Fact Remains: No Congestion Pricing = No Federal Funds
Last week, the parking garage industry-funded group Keep NYC Congestion Tax Free issued its latest salvo against congestion pricing. The report begins:
Keep NYC Congestion Tax Free proposes a cost-effective, efficient, fair and practical alternative plan that will address the problems posed by congestion in New York City and exceed the guidelines imposed by the Urban Partnership Agreement between the USDOT and New York City, New York State and the MTA.
The report then details ten traffic reducing measures as alternatives to congestion pricing.
Unfortunately, "Keep NYC’s" language here is misleading. Regardless of whatever potential traffic reducing benefits these alternatives might provide, the U.S. Department of Transportation has made it very clear that New York City’s congestion reduction plan must include congestion pricing or New York City will not get $354.5 million in federal Urban Partnership start-up funds, of which $342 million is for new buses, bus depots and Bus Rapid Transit.
The Urban Partnership agreement between the USDOT and NYC, NY State and the MTA, which can be downloaded here, says:
In the event the New York State legislature enacts and the New York City Council approves the Mayor’s Plan, the Urban Partner agrees to undertake the following actions: (i) institute a broad area pricing system in Manhattan south of 86th Street…
(The "Mayor’s Plan" is the congestion pricing plan and is what the feds considered as New York City’s submission for Urban Partnership funding.)
Later in the document the USDOT explains what it would fund as an alternative to the mayor’s congestion pricing plan:
5. Grant Agreements for Alternative Plan.

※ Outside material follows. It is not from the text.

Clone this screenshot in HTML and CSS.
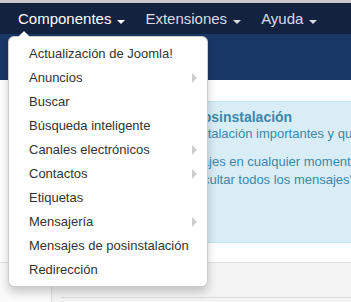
FILE: index.html
```html
<!DOCTYPE html>
<html lang="es">
<head>
<meta charset="utf-8">
<title>Panel de control</title>
<link rel="stylesheet" href="styles.css">
</head>
<body>
<div class="topstrip"></div>
<nav class="navbar">
  <ul class="nav">
    <li class="nav-item open">
      <a class="nav-link active" href="#">Componentes<span class="caret"></span></a>
      <ul class="dropdown">
        <li><a href="#">Actualización de Joomla!</a></li>
        <li class="sub"><a href="#">Anuncios</a></li>
        <li><a href="#">Buscar</a></li>
        <li><a href="#">Búsqueda inteligente</a></li>
        <li class="sub"><a href="#">Canales electrónicos</a></li>
        <li class="sub"><a href="#">Contactos</a></li>
        <li><a href="#">Etiquetas</a></li>
        <li class="sub"><a href="#">Mensajería</a></li>
        <li><a href="#">Mensajes de posinstalación</a></li>
        <li><a href="#">Redirección</a></li>
      </ul>
    </li>
    <li class="nav-item"><a class="nav-link" href="#">Extensiones<span class="caret"></span></a></li>
    <li class="nav-item"><a class="nav-link" href="#">Ayuda<span class="caret"></span></a></li>
  </ul>
</nav>
<header class="subhead"></header>
<main class="page">
  <div class="alert">
    <h4 class="alert-title">Tiene mensajes de posinstalación</h4>
    <p>Hay mensajes de posinstalación importantes y que requieren su atención.</p>
    <p>Puede revisar los mensajes en cualquier momento<br>pulsando en el botón 'Ocultar todos los mensajes'.</p>
    <p class="actions"><a class="btn" href="#">Revisar mensajes</a></p>
  </div>
</main>
<section class="lower">
  <div class="side"></div>
  <div class="content"><div class="card"></div></div>
</section>
</body>
</html>
```
FILE: styles.css
```css
html, body {
  margin: 0;
  padding: 0;
  overflow: hidden;
  width: 351px;
  height: 302px;
  background: #f3f3f3;
  font-family: "Liberation Sans", Arial, Helvetica, sans-serif;
}

.topstrip {
  height: 3px;
  background: #cacaca;
}

.navbar {
  height: 31px;
  background: #13223f;
  position: relative;
  z-index: 10;
}

.nav {
  list-style: none;
  margin: 0;
  padding: 0 0 0 8px;
  display: flex;
}

.nav-item {
  position: relative;
}

.nav-link {
  display: block;
  padding: 0 10px;
  line-height: 31px;
  font-size: 15px;
  color: #d8dce3;
  text-decoration: none;
  white-space: nowrap;
}

.nav-link.active {
  color: #ffffff;
}

.caret {
  display: inline-block;
  width: 0;
  height: 0;
  margin-left: 6px;
  vertical-align: baseline;
  border-top: 4px solid #d8dce3;
  border-left: 4px solid transparent;
  border-right: 4px solid transparent;
}

.nav-link.active .caret {
  border-top-color: #ffffff;
}

.dropdown {
  position: absolute;
  top: 100%;
  left: 0;
  margin: 2px 0 0;
  padding: 5px 0 4px;
  width: 198px;
  list-style: none;
  background: #ffffff;
  border: 1px solid rgba(0, 0, 0, 0.2);
  border-radius: 6px;
  box-shadow: 0 5px 10px rgba(0, 0, 0, 0.2);
}

.dropdown::before {
  content: "";
  position: absolute;
  top: -7px;
  left: 8px;
  border-left: 7px solid transparent;
  border-right: 7px solid transparent;
  border-bottom: 7px solid rgba(0, 0, 0, 0.2);
}

.dropdown::after {
  content: "";
  position: absolute;
  top: -6px;
  left: 9px;
  border-left: 6px solid transparent;
  border-right: 6px solid transparent;
  border-bottom: 6px solid #ffffff;
}

.dropdown a {
  display: block;
  padding: 3px 20px;
  font-size: 13px;
  line-height: 18px;
  color: #333333;
  text-decoration: none;
  white-space: nowrap;
}

.dropdown .sub > a::after {
  content: "";
  float: right;
  width: 0;
  height: 0;
  margin-top: 4px;
  margin-right: -10px;
  border-left: 5px solid #cccccc;
  border-top: 5px solid transparent;
  border-bottom: 5px solid transparent;
}

.subhead {
  height: 46px;
  background: #1a3867;
}

.page {
  background: #ffffff;
  padding: 21px 0 19px 51px;
}

.alert {
  margin-right: -20px;
  padding: 8px 14px 15px;
  background: #d9edf7;
  border: 1px solid #bce8f1;
  border-radius: 4px;
  color: #3a87ad;
  white-space: nowrap;
}

.alert-title {
  margin: 0;
  font-size: 14px;
  line-height: 15px;
  font-weight: bold;
}

.alert p {
  margin: 0 0 10px;
  font-size: 13px;
  line-height: 18px;
}

.alert p.actions {
  margin: 0;
}

.btn {
  display: inline-block;
  padding: 4px 12px;
  font-size: 13px;
  line-height: 18px;
  color: #ffffff;
  background: #2f6fb3;
  border: 1px solid #255a92;
  border-radius: 3px;
  text-decoration: none;
}

.lower {
  display: flex;
  border-top: 1px solid #e0e0e0;
  height: 60px;
}

.side {
  width: 51px;
  background: #fafafa;
  border-right: 1px solid #dddddd;
}

.content {
  flex: 1;
  padding: 34px 0 0 9px;
}

.card {
  border-top: 1px solid #dddddd;
  height: 20px;
}
```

In the event that the New York State legislature enacts and the New York City Council approves an alternative congestion mitigation plan, the Department and the Urban Partner agree to negotiate the funding of such plan if it:
(a) Is reasonably expected to reduce average vehicle miles traveled by at least 6.3 percent across a geographic area of similar size and travel characteristics to the area proposed for pricing under the Mayor’s Plan;
(b) Uses pricing as the principal mechanism for achieving this congestion reduction;
(c) Includes at least an eighteen month operation of congestion pricing;
In other words, if the legislatures moved the border of the pricing zone from 86th Street to 60th Street that would probably be OK. But both here, and in the agreement summary, the feds clearly state that the $354.5 million in Urban Partnership funding is contingent on congestion pricing. The feds use the words "area pricing system" and "congestion pricing" to make it clear they seek to support a fee for pricing street use, and that a value parking scheme and the other traffic reducing measures within the Keep NYC Congestion Tax Free report — however effective — are not what they are considering. Thus, any alternative congestion relief plan adopted by the legislatures which does not include congestion pricing will forfeit $354.5 million in federal Urban Partnership
start-up fund, including $342 million for better bus service.